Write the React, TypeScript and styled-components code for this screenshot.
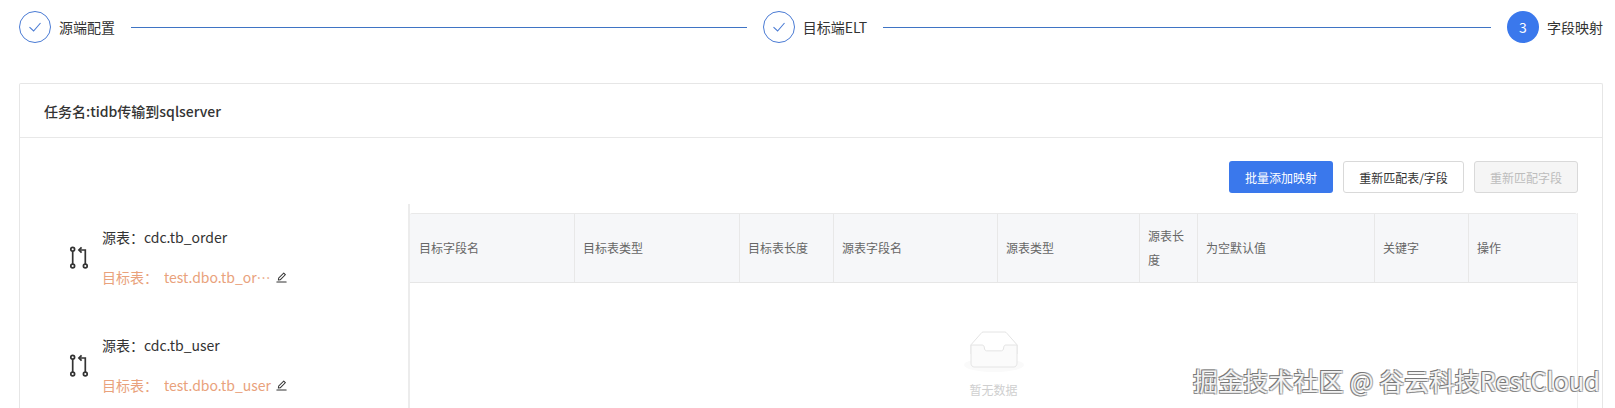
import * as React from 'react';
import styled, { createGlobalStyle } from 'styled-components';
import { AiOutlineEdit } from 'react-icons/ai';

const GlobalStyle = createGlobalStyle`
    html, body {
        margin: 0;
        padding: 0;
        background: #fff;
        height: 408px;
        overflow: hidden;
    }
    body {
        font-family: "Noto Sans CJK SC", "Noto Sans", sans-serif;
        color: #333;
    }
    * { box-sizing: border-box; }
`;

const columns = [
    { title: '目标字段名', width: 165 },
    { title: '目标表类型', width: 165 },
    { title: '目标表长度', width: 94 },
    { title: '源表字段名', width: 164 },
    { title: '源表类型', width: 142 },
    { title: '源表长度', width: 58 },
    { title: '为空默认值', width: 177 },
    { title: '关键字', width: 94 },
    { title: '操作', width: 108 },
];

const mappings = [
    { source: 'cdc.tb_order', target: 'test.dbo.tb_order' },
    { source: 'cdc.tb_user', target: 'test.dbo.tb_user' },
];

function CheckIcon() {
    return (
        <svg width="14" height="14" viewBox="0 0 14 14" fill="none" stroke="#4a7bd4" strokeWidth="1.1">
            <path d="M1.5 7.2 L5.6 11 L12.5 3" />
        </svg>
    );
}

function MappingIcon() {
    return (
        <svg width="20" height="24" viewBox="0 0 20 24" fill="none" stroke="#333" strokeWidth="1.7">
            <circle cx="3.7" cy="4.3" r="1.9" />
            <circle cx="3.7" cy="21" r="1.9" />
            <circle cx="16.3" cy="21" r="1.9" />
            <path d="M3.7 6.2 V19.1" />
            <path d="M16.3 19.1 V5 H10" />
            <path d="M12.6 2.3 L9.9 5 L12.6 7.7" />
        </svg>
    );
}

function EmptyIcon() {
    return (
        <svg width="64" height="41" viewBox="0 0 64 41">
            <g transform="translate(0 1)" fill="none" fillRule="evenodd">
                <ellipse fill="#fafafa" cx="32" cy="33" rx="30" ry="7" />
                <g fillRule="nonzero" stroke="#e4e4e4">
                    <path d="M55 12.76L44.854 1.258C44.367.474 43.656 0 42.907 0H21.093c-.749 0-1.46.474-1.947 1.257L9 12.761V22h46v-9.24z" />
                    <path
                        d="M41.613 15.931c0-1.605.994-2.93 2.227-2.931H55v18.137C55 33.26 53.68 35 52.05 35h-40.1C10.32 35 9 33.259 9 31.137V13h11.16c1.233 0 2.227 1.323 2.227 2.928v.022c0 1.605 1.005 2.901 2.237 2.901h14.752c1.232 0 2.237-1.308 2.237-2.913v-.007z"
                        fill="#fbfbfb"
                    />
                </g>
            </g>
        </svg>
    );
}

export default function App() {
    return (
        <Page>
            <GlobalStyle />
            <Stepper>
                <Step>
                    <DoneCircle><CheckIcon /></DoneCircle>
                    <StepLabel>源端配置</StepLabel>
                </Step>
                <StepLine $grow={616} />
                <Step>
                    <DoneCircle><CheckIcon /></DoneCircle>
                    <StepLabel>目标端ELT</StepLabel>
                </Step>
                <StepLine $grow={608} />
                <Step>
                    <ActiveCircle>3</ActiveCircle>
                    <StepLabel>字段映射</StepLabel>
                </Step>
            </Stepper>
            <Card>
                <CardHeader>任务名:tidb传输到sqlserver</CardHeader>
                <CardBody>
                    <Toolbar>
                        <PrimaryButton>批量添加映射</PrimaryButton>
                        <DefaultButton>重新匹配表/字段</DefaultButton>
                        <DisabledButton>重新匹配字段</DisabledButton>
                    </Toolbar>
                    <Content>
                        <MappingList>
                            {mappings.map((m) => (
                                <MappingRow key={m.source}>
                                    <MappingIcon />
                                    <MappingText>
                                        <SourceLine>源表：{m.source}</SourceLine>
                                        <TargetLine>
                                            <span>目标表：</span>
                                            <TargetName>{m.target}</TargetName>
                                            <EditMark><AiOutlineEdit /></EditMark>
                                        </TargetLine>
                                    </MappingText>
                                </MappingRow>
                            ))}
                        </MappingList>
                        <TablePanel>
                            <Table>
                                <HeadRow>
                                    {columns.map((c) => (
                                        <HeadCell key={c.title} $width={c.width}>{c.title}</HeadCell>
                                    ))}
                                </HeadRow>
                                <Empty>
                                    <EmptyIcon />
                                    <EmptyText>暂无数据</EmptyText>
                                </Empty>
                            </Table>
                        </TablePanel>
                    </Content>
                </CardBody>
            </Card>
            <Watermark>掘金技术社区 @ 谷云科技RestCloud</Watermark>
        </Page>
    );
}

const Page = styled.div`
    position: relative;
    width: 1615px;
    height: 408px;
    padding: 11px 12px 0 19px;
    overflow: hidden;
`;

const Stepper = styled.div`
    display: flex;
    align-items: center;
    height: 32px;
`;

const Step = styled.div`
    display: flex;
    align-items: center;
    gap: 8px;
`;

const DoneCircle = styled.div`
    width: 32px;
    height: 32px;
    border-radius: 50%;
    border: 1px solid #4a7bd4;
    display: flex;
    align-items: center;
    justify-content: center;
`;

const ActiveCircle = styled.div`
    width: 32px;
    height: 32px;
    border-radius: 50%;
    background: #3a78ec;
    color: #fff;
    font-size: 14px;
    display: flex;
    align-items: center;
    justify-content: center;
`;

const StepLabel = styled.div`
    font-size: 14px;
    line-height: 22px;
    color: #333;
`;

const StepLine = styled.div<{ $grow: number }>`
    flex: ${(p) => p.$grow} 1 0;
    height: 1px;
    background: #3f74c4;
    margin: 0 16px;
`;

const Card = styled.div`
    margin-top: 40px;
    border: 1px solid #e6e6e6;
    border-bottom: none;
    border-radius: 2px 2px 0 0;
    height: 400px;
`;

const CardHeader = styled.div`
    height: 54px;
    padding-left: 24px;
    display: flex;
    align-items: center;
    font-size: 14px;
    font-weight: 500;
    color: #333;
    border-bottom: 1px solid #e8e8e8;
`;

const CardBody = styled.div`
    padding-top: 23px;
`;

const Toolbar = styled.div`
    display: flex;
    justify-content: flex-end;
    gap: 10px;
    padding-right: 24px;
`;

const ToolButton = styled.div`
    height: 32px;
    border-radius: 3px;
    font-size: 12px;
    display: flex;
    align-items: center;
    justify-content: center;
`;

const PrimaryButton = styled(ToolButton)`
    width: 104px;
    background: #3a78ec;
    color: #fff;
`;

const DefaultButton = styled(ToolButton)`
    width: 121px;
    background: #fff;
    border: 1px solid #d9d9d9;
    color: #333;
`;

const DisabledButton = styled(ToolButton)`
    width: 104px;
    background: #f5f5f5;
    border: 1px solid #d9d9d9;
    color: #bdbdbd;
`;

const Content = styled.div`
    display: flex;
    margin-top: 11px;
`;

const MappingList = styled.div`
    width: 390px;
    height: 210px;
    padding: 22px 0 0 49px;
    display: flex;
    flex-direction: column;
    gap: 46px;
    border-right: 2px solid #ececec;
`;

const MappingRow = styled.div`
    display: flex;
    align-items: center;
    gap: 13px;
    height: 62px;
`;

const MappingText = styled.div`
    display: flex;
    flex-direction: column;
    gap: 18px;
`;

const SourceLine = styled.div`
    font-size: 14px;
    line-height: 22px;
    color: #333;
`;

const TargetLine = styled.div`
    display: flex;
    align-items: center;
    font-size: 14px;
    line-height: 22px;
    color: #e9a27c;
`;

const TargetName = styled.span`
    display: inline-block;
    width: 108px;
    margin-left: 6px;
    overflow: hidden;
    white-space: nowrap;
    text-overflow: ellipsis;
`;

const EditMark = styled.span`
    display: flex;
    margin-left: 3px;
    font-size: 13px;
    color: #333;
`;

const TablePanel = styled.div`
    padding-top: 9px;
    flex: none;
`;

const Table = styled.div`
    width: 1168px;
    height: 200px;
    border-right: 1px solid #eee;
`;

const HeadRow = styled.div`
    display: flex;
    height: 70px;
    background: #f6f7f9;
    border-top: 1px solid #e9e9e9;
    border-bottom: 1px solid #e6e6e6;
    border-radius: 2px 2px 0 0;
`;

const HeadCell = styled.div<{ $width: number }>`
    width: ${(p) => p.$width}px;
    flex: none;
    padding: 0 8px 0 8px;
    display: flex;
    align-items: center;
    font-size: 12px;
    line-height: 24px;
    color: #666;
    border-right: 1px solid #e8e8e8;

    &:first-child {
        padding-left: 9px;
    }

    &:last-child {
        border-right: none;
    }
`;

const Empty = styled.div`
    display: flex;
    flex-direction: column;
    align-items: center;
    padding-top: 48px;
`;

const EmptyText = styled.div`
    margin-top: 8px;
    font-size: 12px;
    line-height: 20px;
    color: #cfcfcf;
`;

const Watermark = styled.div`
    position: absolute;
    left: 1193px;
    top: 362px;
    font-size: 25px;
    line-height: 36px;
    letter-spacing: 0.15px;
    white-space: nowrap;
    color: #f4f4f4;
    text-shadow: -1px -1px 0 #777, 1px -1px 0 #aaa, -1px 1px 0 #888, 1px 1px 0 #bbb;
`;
────────
■ Instructions for the task
Find and copy each line above that includes the string "components".

■ Output of the task
Write the React, TypeScript and styled-components code for this screenshot.
import styled, { createGlobalStyle } from 'styled-components';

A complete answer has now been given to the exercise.